11

I am building a binary classification model for imbalanced data (e.g., 90% Pos class vs 10% Neg Class).

I already balanced my training dataset to reflect a a 50/50 class split, while my holdout (training dataset) was kept similar to the original data distribution (i.e., 90% vs 10%). My question is regarding the validation data used during the CV hyperparameter process. During each iteration fold should:

1) Both the training and test folds be balanced

or

2) The training fold should be kept balanced while the validation fold should be made imbalanced to reflect the original data distribution and holdout dataset.

I am currently using the 1st option to tune my model; however, is this approach valid given that the holdout and validation datasets have different distributions?

thereandhere1
  • 775
  • 1
  • 12
  • 25

3 Answers3

8

Both test and validation datasets should have the same distribution. In such a case, the performance metrics on the validation dataset are a good approximation of the performance metrics on the test dataset. However, the training dataset can be different. Also, it is fine and sometimes helpful to balance the training dataset. On the other hand, balancing the test dataset could lead to a bias estimation from the performance of the model because the test dataset should reflect the original data imbalance. As I mentioned at the beginning the test and validation datasets should have the same distribution. Since balancing the test dataset is not allowed, the validation dataset can not be balanced too.

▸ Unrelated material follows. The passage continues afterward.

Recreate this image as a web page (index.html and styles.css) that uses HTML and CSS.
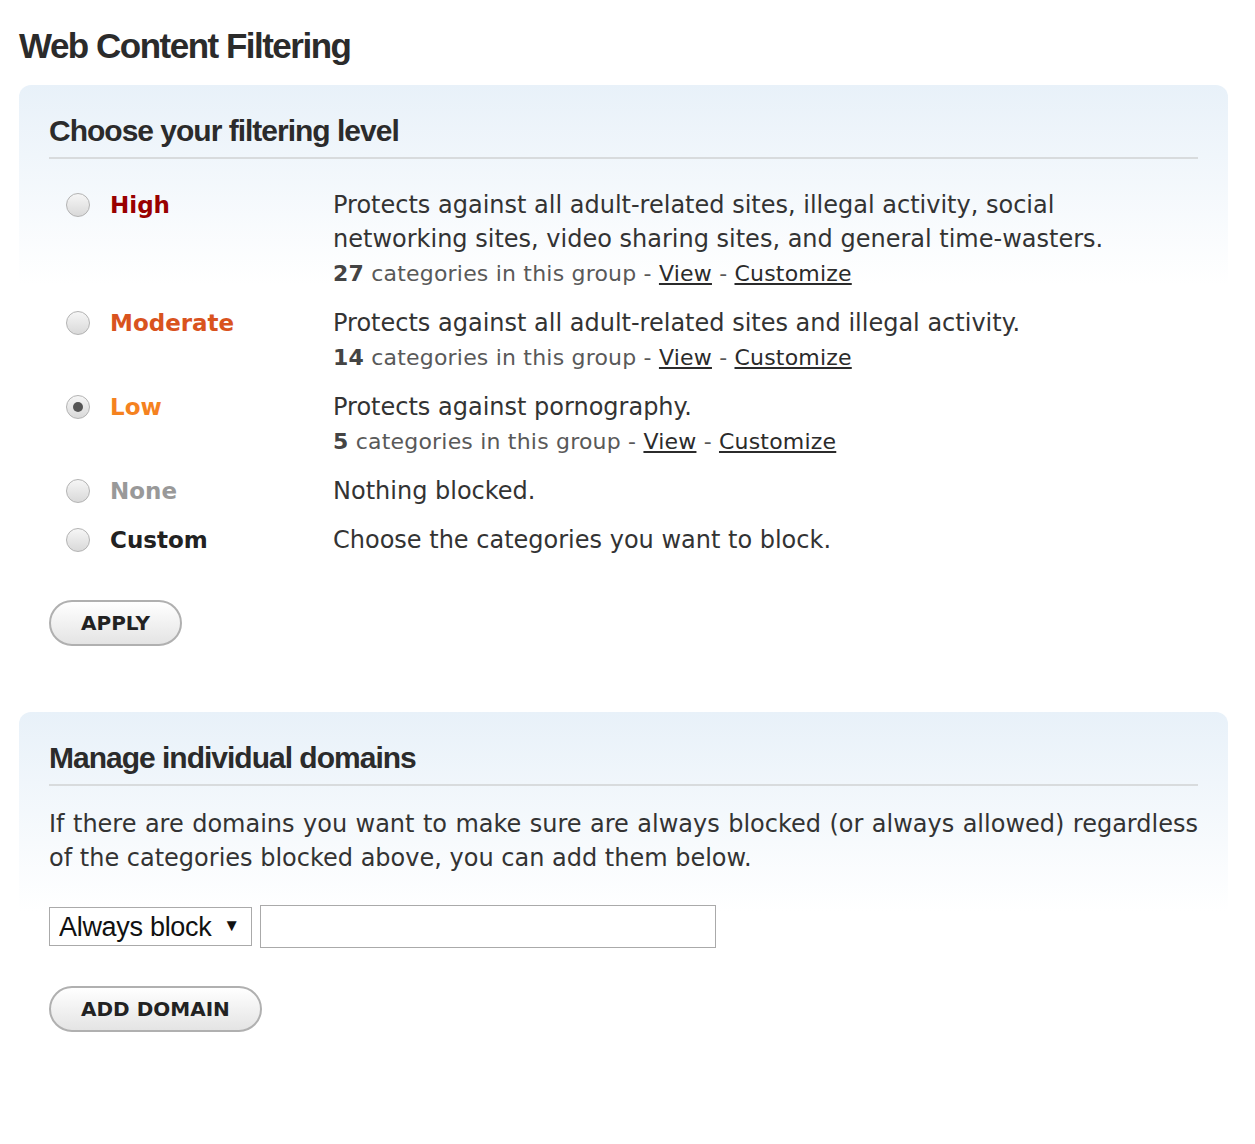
FILE: index.html
```html
<!DOCTYPE html>
<html lang="en">
<head>
    <meta charset="UTF-8">
    <meta name="viewport" content="width=device-width, initial-scale=1.0">
    <title>Web Content Filtering</title>
    <link rel="stylesheet" href="styles.css">
</head>
<body>
    <div class="page">
        <h1>Web Content Filtering</h1>

        <section class="panel">
            <h2>Choose your filtering level</h2>
            <form class="levels">
                <div class="level">
                    <label class="level-name high"><input type="radio" name="level"> High</label>
                    <div class="level-info">
                        <p class="desc">Protects against all adult-related sites, illegal activity, social networking sites, video sharing sites, and general time-wasters.</p>
                        <p class="count"><b>27</b> categories in this group - <a href="#">View</a> - <a href="#">Customize</a></p>
                    </div>
                </div>
                <div class="level">
                    <label class="level-name moderate"><input type="radio" name="level"> Moderate</label>
                    <div class="level-info">
                        <p class="desc">Protects against all adult-related sites and illegal activity.</p>
                        <p class="count"><b>14</b> categories in this group - <a href="#">View</a> - <a href="#">Customize</a></p>
                    </div>
                </div>
                <div class="level">
                    <label class="level-name low"><input type="radio" name="level" checked> Low</label>
                    <div class="level-info">
                        <p class="desc">Protects against pornography.</p>
                        <p class="count"><b>5</b> categories in this group - <a href="#">View</a> - <a href="#">Customize</a></p>
                    </div>
                </div>
                <div class="level">
                    <label class="level-name none"><input type="radio" name="level"> None</label>
                    <div class="level-info">
                        <p class="desc">Nothing blocked.</p>
                    </div>
                </div>
                <div class="level">
                    <label class="level-name custom"><input type="radio" name="level"> Custom</label>
                    <div class="level-info">
                        <p class="desc">Choose the categories you want to block.</p>
                    </div>
                </div>
                <button type="button" class="pill apply">APPLY</button>
            </form>
        </section>

        <section class="panel">
            <h2>Manage individual domains</h2>
            <p class="intro">If there are domains you want to make sure are always blocked (or always allowed) regardless of the categories blocked above, you can add them below.</p>
            <div class="domain-row">
                <span class="select-wrap">
                    <select class="domain-mode">
                        <option>Always block</option>
                        <option>Always allow</option>
                    </select>
                </span>
                <input type="text" class="domain-input">
            </div>
            <button type="button" class="pill add">ADD DOMAIN</button>
        </section>
    </div>
</body>
</html>
```

FILE: styles.css
```css
body {
    margin: 0;
    background-color: #ffffff;
    color: #333333;
    font-family: "DejaVu Sans", Verdana, sans-serif;
}
.page {
    padding: 0 27px 40px 19px;
}
h1 {
    margin: 26px 0 19px;
    font-family: "Liberation Sans", Arial, sans-serif;
    font-size: 35px;
    line-height: 40px;
    letter-spacing: -1.5px;
    color: #2b2b2b;
}
.panel {
    background: linear-gradient(to bottom, #e8f1f9 0, #ffffff 200px);
    border-radius: 12px;
    padding: 28px 30px 30px;
    margin-bottom: 36px;
}
h2 {
    margin: 0;
    padding-bottom: 8px;
    border-bottom: 2px solid #d8dbdd;
    font-family: "Liberation Sans", Arial, sans-serif;
    font-size: 30px;
    line-height: 36px;
    letter-spacing: -1px;
    color: #2b2b2b;
}
.levels {
    margin-top: 29px;
}
.level {
    display: grid;
    grid-template-columns: 267px 1fr;
    padding-left: 17px;
    margin-bottom: 15px;
}
.level-name {
    display: flex;
    align-items: center;
    gap: 20px;
    height: 34px;
    font-size: 23px;
    font-weight: bold;
}
.level-name.high { color: #990000; }
.level-name.moderate { color: #d9531e; }
.level-name.low { color: #f5821f; }
.level-name.none { color: #999999; }
.level-name.custom { color: #222222; }

input[type="radio"] {
    appearance: none;
    margin: 0;
    width: 24px;
    height: 24px;
    border: 1px solid #b3b3b3;
    border-radius: 50%;
    background: linear-gradient(to bottom, #f6f6f6, #d9d9d9);
    display: grid;
    place-items: center;
}
input[type="radio"]:checked::after {
    content: "";
    width: 10px;
    height: 10px;
    border-radius: 50%;
    background: #555555;
}
.level-info p {
    margin: 0;
}
.desc {
    font-size: 24px;
    line-height: 34px;
    max-width: 800px;
}
.count {
    font-size: 22px;
    line-height: 35px;
    letter-spacing: 0.2px;
    color: #595959;
}
.count b {
    color: #444444;
}
.count a {
    color: #2b2b2b;
}
.pill {
    display: block;
    height: 46px;
    padding: 0 30px;
    border: 2px solid #b0b0b0;
    border-radius: 23px;
    background: linear-gradient(to bottom, #ffffff, #e4e4e4);
    font-family: "DejaVu Sans", Verdana, sans-serif;
    font-size: 20px;
    font-weight: bold;
    color: #222222;
    cursor: pointer;
}
.apply {
    margin-top: 43px;
}
.intro {
    margin: 21px 0 30px;
    font-size: 24px;
    line-height: 34px;
    text-align: justify;
}
.domain-row {
    display: flex;
    align-items: center;
    gap: 8px;
}
.select-wrap {
    position: relative;
}
.select-wrap::after {
    content: "\25BC";
    position: absolute;
    right: 12px;
    top: 9px;
    font-family: "Liberation Sans", Arial, sans-serif;
    font-size: 17px;
    color: #111111;
    pointer-events: none;
}
.domain-mode {
    appearance: none;
    width: 203px;
    height: 39px;
    padding: 0 0 0 9px;
    border: 1px solid #aaaaaa;
    border-radius: 0;
    background: #ffffff;
    font-family: "Liberation Sans", Arial, sans-serif;
    font-size: 27px;
    letter-spacing: -0.3px;
    color: #111111;
}
.domain-input {
    width: 456px;
    height: 43px;
    box-sizing: border-box;
    border: 1px solid #aaaaaa;
    font-size: 22px;
}
.add {
    margin-top: 38px;
}
```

Additionally, I should mention that when you balance the test dataset, you will get a better performance in comparison to using an unbalanced dataset for testing. And of course, using a balanced test set does not make sense as explained above. So, the resulted performance is not reliable unless you use an unbalanced dataset with the same distribution of classes as the actual data.

Helder
  • 103
  • 4
nimar
  • 758
  • 3
  • 8
2

In my opinion the validation set should follow the original imbalanced distribution: the goal is ultimately to apply the model to the real distribution so the hyper-parameters should be chosen to maximize performance for this distribution.

But since I'm not completely sure I'd suggest trying both options, and adopt the one which gives the best performance on the test set.

Erwan
  • 26,519
  • 3
  • 16
  • 39
0

Just sharing what I believe is the reasoning behind the need for a balanced dataset. { Assuming we are talking about a supervised classification :) }

The training dataset is the only piece of data that "teaches" the model how to perform the classification. If you train the model with an unbalanced dataset (A:90; B:10), the model could be lazy enough to classify everything as A and the accuracy will be 90% without the ability to distinguish A and B. The loss function won't be able to guide the training steps towards the real ability to generalize. Therefore, balancing the training dataset forces the model to learn the underlying reasons to classify something as A or B.

But the validation and test should reflect the real distribution of the data. Validation shows when the model is getting too specialized in the training dataset and losing the ability to generalize. Therefore, it is the connection between what the training is producing and the test that will hopefully make good use as a crystal ball once the model is defined.

The test is used after the model selection and this is the first time data don't give you any hint of how the model should be. You can see this part of the data as "the future" from the model perspective.

It's worth mentioning if the problem is focused on outlier detection, it may require more sophisticated approaches.